** start of RAW DATA **
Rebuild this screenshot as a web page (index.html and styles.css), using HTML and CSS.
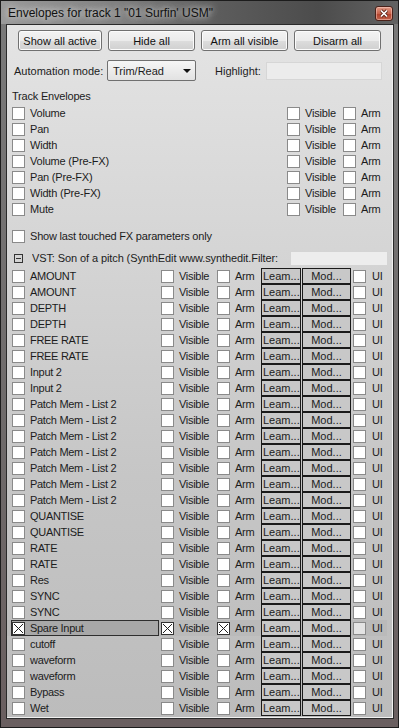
FILE: index.html
```html
<!DOCTYPE html>
<html lang="en">
<head>
    <meta charset="UTF-8">
    <title>Envelopes for track 1</title>
    <link rel="stylesheet" href="styles.css">
</head>
<body>
<div class="window">
    <div class="titlebar">
        <span class="title">Envelopes for track 1 "01 Surfin' USM"</span>
        <span class="close">
            <svg width="10" height="9" viewBox="0 0 10 9"><path d="M2 1.5 L8 7.5 M8 1.5 L2 7.5" stroke="#5a2418" stroke-width="3.2"/><path d="M2 1.5 L8 7.5 M8 1.5 L2 7.5" stroke="#fff" stroke-width="1.7"/></svg>
        </span>
    </div>
    <div class="client">
        <div class="btn-row">
            <button class="btn w84">Show all active</button>
            <button class="btn">Hide all</button>
            <button class="btn">Arm all visible</button>
            <button class="btn">Disarm all</button>
        </div>

        <div class="mode-row">
            <span class="mode-label">Automation mode:</span>
            <div class="select">Trim/Read<span class="arrow"></span></div>
            <span class="hl-label">Highlight:</span>
            <div class="hl-input"></div>
        </div>

        <div class="section-label">Track Envelopes</div>
        <div class="env-list">
            <div class="env-row"><span class="chk"><i class="cb"></i>Volume</span><span class="chk"><i class="cb"></i>Visible</span><span class="chk"><i class="cb"></i>Arm</span></div>
            <div class="env-row"><span class="chk"><i class="cb"></i>Pan</span><span class="chk"><i class="cb"></i>Visible</span><span class="chk"><i class="cb"></i>Arm</span></div>
            <div class="env-row"><span class="chk"><i class="cb"></i>Width</span><span class="chk"><i class="cb"></i>Visible</span><span class="chk"><i class="cb"></i>Arm</span></div>
            <div class="env-row"><span class="chk"><i class="cb"></i>Volume (Pre-FX)</span><span class="chk"><i class="cb"></i>Visible</span><span class="chk"><i class="cb"></i>Arm</span></div>
            <div class="env-row"><span class="chk"><i class="cb"></i>Pan (Pre-FX)</span><span class="chk"><i class="cb"></i>Visible</span><span class="chk"><i class="cb"></i>Arm</span></div>
            <div class="env-row"><span class="chk"><i class="cb"></i>Width (Pre-FX)</span><span class="chk"><i class="cb"></i>Visible</span><span class="chk"><i class="cb"></i>Arm</span></div>
            <div class="env-row"><span class="chk"><i class="cb"></i>Mute</span><span class="chk"><i class="cb"></i>Visible</span><span class="chk"><i class="cb"></i>Arm</span></div>
        </div>

        <div class="show-last"><span class="chk"><i class="cb"></i>Show last touched FX parameters only</span></div>

        <div class="vst-head">
            <span class="collapse"></span>
            <span class="vst-name">VST: Son of a pitch (SynthEdit www.synthedit.Filter:</span>
            <div class="filter"></div>
        </div>

        <div class="param-list">
            <div class="prow"><span class="pname"><i class="cb"></i>AMOUNT</span><span class="chk"><i class="cb"></i>Visible</span><span class="chk"><i class="cb"></i>Arm</span><span class="learn">Leam...</span><span class="mod">Mod...</span><span class="chk"><i class="cb"></i>UI</span></div>
            <div class="prow"><span class="pname"><i class="cb"></i>AMOUNT</span><span class="chk"><i class="cb"></i>Visible</span><span class="chk"><i class="cb"></i>Arm</span><span class="learn">Leam...</span><span class="mod">Mod...</span><span class="chk"><i class="cb"></i>UI</span></div>
            <div class="prow"><span class="pname"><i class="cb"></i>DEPTH</span><span class="chk"><i class="cb"></i>Visible</span><span class="chk"><i class="cb"></i>Arm</span><span class="learn">Leam...</span><span class="mod">Mod...</span><span class="chk"><i class="cb"></i>UI</span></div>
            <div class="prow"><span class="pname"><i class="cb"></i>DEPTH</span><span class="chk"><i class="cb"></i>Visible</span><span class="chk"><i class="cb"></i>Arm</span><span class="learn">Leam...</span><span class="mod">Mod...</span><span class="chk"><i class="cb"></i>UI</span></div>
            <div class="prow"><span class="pname"><i class="cb"></i>FREE RATE</span><span class="chk"><i class="cb"></i>Visible</span><span class="chk"><i class="cb"></i>Arm</span><span class="learn">Leam...</span><span class="mod">Mod...</span><span class="chk"><i class="cb"></i>UI</span></div>
            <div class="prow"><span class="pname"><i class="cb"></i>FREE RATE</span><span class="chk"><i class="cb"></i>Visible</span><span class="chk"><i class="cb"></i>Arm</span><span class="learn">Leam...</span><span class="mod">Mod...</span><span class="chk"><i class="cb"></i>UI</span></div>
            <div class="prow"><span class="pname"><i class="cb"></i>Input 2</span><span class="chk"><i class="cb"></i>Visible</span><span class="chk"><i class="cb"></i>Arm</span><span class="learn">Leam...</span><span class="mod">Mod...</span><span class="chk"><i class="cb"></i>UI</span></div>
            <div class="prow"><span class="pname"><i class="cb"></i>Input 2</span><span class="chk"><i class="cb"></i>Visible</span><span class="chk"><i class="cb"></i>Arm</span><span class="learn">Leam...</span><span class="mod">Mod...</span><span class="chk"><i class="cb"></i>UI</span></div>
            <div class="prow"><span class="pname"><i class="cb"></i>Patch Mem - List 2</span><span class="chk"><i class="cb"></i>Visible</span><span class="chk"><i class="cb"></i>Arm</span><span class="learn">Leam...</span><span class="mod">Mod...</span><span class="chk"><i class="cb"></i>UI</span></div>
            <div class="prow"><span class="pname"><i class="cb"></i>Patch Mem - List 2</span><span class="chk"><i class="cb"></i>Visible</span><span class="chk"><i class="cb"></i>Arm</span><span class="learn">Leam...</span><span class="mod">Mod...</span><span class="chk"><i class="cb"></i>UI</span></div>
            <div class="prow"><span class="pname"><i class="cb"></i>Patch Mem - List 2</span><span class="chk"><i class="cb"></i>Visible</span><span class="chk"><i class="cb"></i>Arm</span><span class="learn">Leam...</span><span class="mod">Mod...</span><span class="chk"><i class="cb"></i>UI</span></div>
            <div class="prow"><span class="pname"><i class="cb"></i>Patch Mem - List 2</span><span class="chk"><i class="cb"></i>Visible</span><span class="chk"><i class="cb"></i>Arm</span><span class="learn">Leam...</span><span class="mod">Mod...</span><span class="chk"><i class="cb"></i>UI</span></div>
            <div class="prow"><span class="pname"><i class="cb"></i>Patch Mem - List 2</span><span class="chk"><i class="cb"></i>Visible</span><span class="chk"><i class="cb"></i>Arm</span><span class="learn">Leam...</span><span class="mod">Mod...</span><span class="chk"><i class="cb"></i>UI</span></div>
            <div class="prow"><span class="pname"><i class="cb"></i>Patch Mem - List 2</span><span class="chk"><i class="cb"></i>Visible</span><span class="chk"><i class="cb"></i>Arm</span><span class="learn">Leam...</span><span class="mod">Mod...</span><span class="chk"><i class="cb"></i>UI</span></div>
            <div class="prow"><span class="pname"><i class="cb"></i>Patch Mem - List 2</span><span class="chk"><i class="cb"></i>Visible</span><span class="chk"><i class="cb"></i>Arm</span><span class="learn">Leam...</span><span class="mod">Mod...</span><span class="chk"><i class="cb"></i>UI</span></div>
            <div class="prow"><span class="pname"><i class="cb"></i>QUANTISE</span><span class="chk"><i class="cb"></i>Visible</span><span class="chk"><i class="cb"></i>Arm</span><span class="learn">Leam...</span><span class="mod">Mod...</span><span class="chk"><i class="cb"></i>UI</span></div>
            <div class="prow"><span class="pname"><i class="cb"></i>QUANTISE</span><span class="chk"><i class="cb"></i>Visible</span><span class="chk"><i class="cb"></i>Arm</span><span class="learn">Leam...</span><span class="mod">Mod...</span><span class="chk"><i class="cb"></i>UI</span></div>
            <div class="prow"><span class="pname"><i class="cb"></i>RATE</span><span class="chk"><i class="cb"></i>Visible</span><span class="chk"><i class="cb"></i>Arm</span><span class="learn">Leam...</span><span class="mod">Mod...</span><span class="chk"><i class="cb"></i>UI</span></div>
            <div class="prow"><span class="pname"><i class="cb"></i>RATE</span><span class="chk"><i class="cb"></i>Visible</span><span class="chk"><i class="cb"></i>Arm</span><span class="learn">Leam...</span><span class="mod">Mod...</span><span class="chk"><i class="cb"></i>UI</span></div>
            <div class="prow"><span class="pname"><i class="cb"></i>Res</span><span class="chk"><i class="cb"></i>Visible</span><span class="chk"><i class="cb"></i>Arm</span><span class="learn">Leam...</span><span class="mod">Mod...</span><span class="chk"><i class="cb"></i>UI</span></div>
            <div class="prow"><span class="pname"><i class="cb"></i>SYNC</span><span class="chk"><i class="cb"></i>Visible</span><span class="chk"><i class="cb"></i>Arm</span><span class="learn">Leam...</span><span class="mod">Mod...</span><span class="chk"><i class="cb"></i>UI</span></div>
            <div class="prow"><span class="pname"><i class="cb"></i>SYNC</span><span class="chk"><i class="cb"></i>Visible</span><span class="chk"><i class="cb"></i>Arm</span><span class="learn">Leam...</span><span class="mod">Mod...</span><span class="chk"><i class="cb"></i>UI</span></div>
            <div class="prow selected"><span class="pname"><i class="cb checked"></i>Spare Input</span><span class="chk"><i class="cb checked"></i>Visible</span><span class="chk"><i class="cb checked"></i>Arm</span><span class="learn">Leam...</span><span class="mod">Mod...</span><span class="chk"><i class="cb grey"></i>UI</span></div>
            <div class="prow"><span class="pname"><i class="cb"></i>cutoff</span><span class="chk"><i class="cb"></i>Visible</span><span class="chk"><i class="cb"></i>Arm</span><span class="learn">Leam...</span><span class="mod">Mod...</span><span class="chk"><i class="cb"></i>UI</span></div>
            <div class="prow"><span class="pname"><i class="cb"></i>waveform</span><span class="chk"><i class="cb"></i>Visible</span><span class="chk"><i class="cb"></i>Arm</span><span class="learn">Leam...</span><span class="mod">Mod...</span><span class="chk"><i class="cb"></i>UI</span></div>
            <div class="prow"><span class="pname"><i class="cb"></i>waveform</span><span class="chk"><i class="cb"></i>Visible</span><span class="chk"><i class="cb"></i>Arm</span><span class="learn">Leam...</span><span class="mod">Mod...</span><span class="chk"><i class="cb"></i>UI</span></div>
            <div class="prow"><span class="pname"><i class="cb"></i>Bypass</span><span class="chk"><i class="cb"></i>Visible</span><span class="chk"><i class="cb"></i>Arm</span><span class="learn">Leam...</span><span class="mod">Mod...</span><span class="chk"><i class="cb"></i>UI</span></div>
            <div class="prow"><span class="pname"><i class="cb"></i>Wet</span><span class="chk"><i class="cb"></i>Visible</span><span class="chk"><i class="cb"></i>Arm</span><span class="learn">Leam...</span><span class="mod">Mod...</span><span class="chk"><i class="cb"></i>UI</span></div>
        </div>
    </div>
</div>
</body>
</html>
```

FILE: styles.css
```css
body { margin: 0; background: #1a1a1a; font-family: "Liberation Sans", Arial, sans-serif; font-size: 11px; color: #1c1c1c; }

.window { width: 399px; height: 728px; box-sizing: border-box; border: 1px solid #1c1c1c; padding: 0 4px 8px 5px; display: flex; flex-direction: column; background: linear-gradient(#7a7a7a, #6e6a6a 60%, #6a5f60); }

.titlebar { height: 23px; margin: 0 -4px 0 -5px; padding-left: 7px; display: flex; align-items: center; justify-content: space-between; background: linear-gradient(to right, #9a9a9a, #858585 25%, #5c5c5c 55%, #4c4c4c 80%, #626262); }
.title { font-size: 12px; color: #111; text-shadow: 0 0 6px rgba(235,235,235,.9), 0 0 10px rgba(235,235,235,.6); }
.close { width: 18px; height: 15px; box-sizing: border-box; margin: 2px 5px 0 0; border: 1px solid #4a2119; border-radius: 3px; display: flex; align-items: center; justify-content: center; background: linear-gradient(#e29a86, #c8624b 50%, #b2412b 51%, #c0614a); box-shadow: inset 0 0 0 1px rgba(255,220,210,.45); }

.client { flex: 1; border: 1px solid #2a2a2a; background: linear-gradient(#e4e4e4, #d6d6d6 30%, #c6c6c6 65%, #bcbcbc); box-shadow: inset -1px -1px 0 #f0f0f0; overflow: hidden; }

/* top buttons */
.btn-row { display: flex; gap: 6px; margin: 5px 0 0 11px; }
.btn { width: 87px; height: 21px; padding: 0; font: inherit; color: #111; border: 1px solid #707070; border-radius: 3px; background: linear-gradient(#f3f3f3, #ebebeb 50%, #dddddd 51%, #d0d0d0); box-shadow: inset 0 0 0 1px #fbfbfb; }
.btn.w84 { width: 84px; }

.mode-row { display: flex; align-items: center; height: 21px; margin: 9px 0 0 7px; }
.mode-label { width: 93px; }
.select { width: 89px; height: 21px; box-sizing: border-box; border: 1px solid #707070; border-radius: 2px; padding-left: 5px; display: flex; align-items: center; justify-content: space-between; background: linear-gradient(#f6f6f6, #ececec 50%, #e2e2e2); }
.arrow { width: 0; height: 0; margin-right: 4px; border-left: 4px solid transparent; border-right: 4px solid transparent; border-top: 4px solid #111; }
.hl-label { width: 51px; margin-left: 19px; }
.hl-input { width: 116px; height: 18px; box-sizing: border-box; border: 1px solid #d6d6d6; background: #ececec; }

.section-label { height: 16px; line-height: 16px; margin: 7px 0 0 5px; letter-spacing: -0.2px; }

/* check + label */
.chk { display: flex; align-items: center; gap: 5px; white-space: nowrap; }
.cb { display: block; flex: none; width: 13px; height: 13px; box-sizing: border-box; border: 1px solid #8a8a8a; background: #fff; }
.cb.checked { background: #fff url("data:image/svg+xml,%3Csvg xmlns='http://www.w3.org/2000/svg' width='11' height='11'%3E%3Cpath d='M1 1L10 10M10 1L1 10' stroke='%23222' stroke-width='1'/%3E%3C/svg%3E") no-repeat center; border-color: #333; }
.cb.grey { background: #e3e3e3; }

.env-list { margin: 1px 0 0 5px; }
.env-row { display: grid; grid-template-columns: 275px 56px auto; height: 16px; align-items: center; letter-spacing: -0.2px; }

.show-last { height: 16px; display: flex; margin: 11px 0 0 5px; letter-spacing: -0.2px; }

.vst-head { display: flex; align-items: center; height: 16px; margin: 6px 0 0 7px; }
.collapse { width: 9px; height: 9px; box-sizing: border-box; border: 1px solid #333; margin-right: 9px; background: linear-gradient(#333, #333) no-repeat center / 5px 1px; }
.vst-name { width: 258px; white-space: nowrap; overflow: hidden; letter-spacing: -0.1px; }
.filter { width: 98px; height: 15px; box-sizing: border-box; border: 1px solid #d4d4d4; background: #ededed; }

/* parameter list */
.param-list { margin-top: 2px; }
.prow { display: grid; grid-template-columns: 150px 56px 44px 41px 51px auto; height: 16px; align-items: center; padding-left: 4px; width: 376px; letter-spacing: -0.3px; }
.pname { display: flex; align-items: center; gap: 5px; width: 148px; height: 16px; box-sizing: border-box; padding-left: 1px; white-space: nowrap; }
.learn, .mod { height: 16px; box-sizing: border-box; border: 1px solid #1a1a1a; background: #c8c8c8; line-height: 14px; letter-spacing: 0; }
.learn { width: 40px; padding-left: 1px; }
.mod { width: 49px; text-align: center; }
.prow .chk:last-child { gap: 6px; }

.prow.selected { background: #bababa; }
.prow.selected .pname { border: 1px solid #2e2e2e; background: #a8a8a8; padding-left: 0; }
```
** end of RAW DATA **
■ TASK ■
Count every line in the data that contains the word "styles", then give that count and nothing else.

■ RESPONSE BELOW ■
3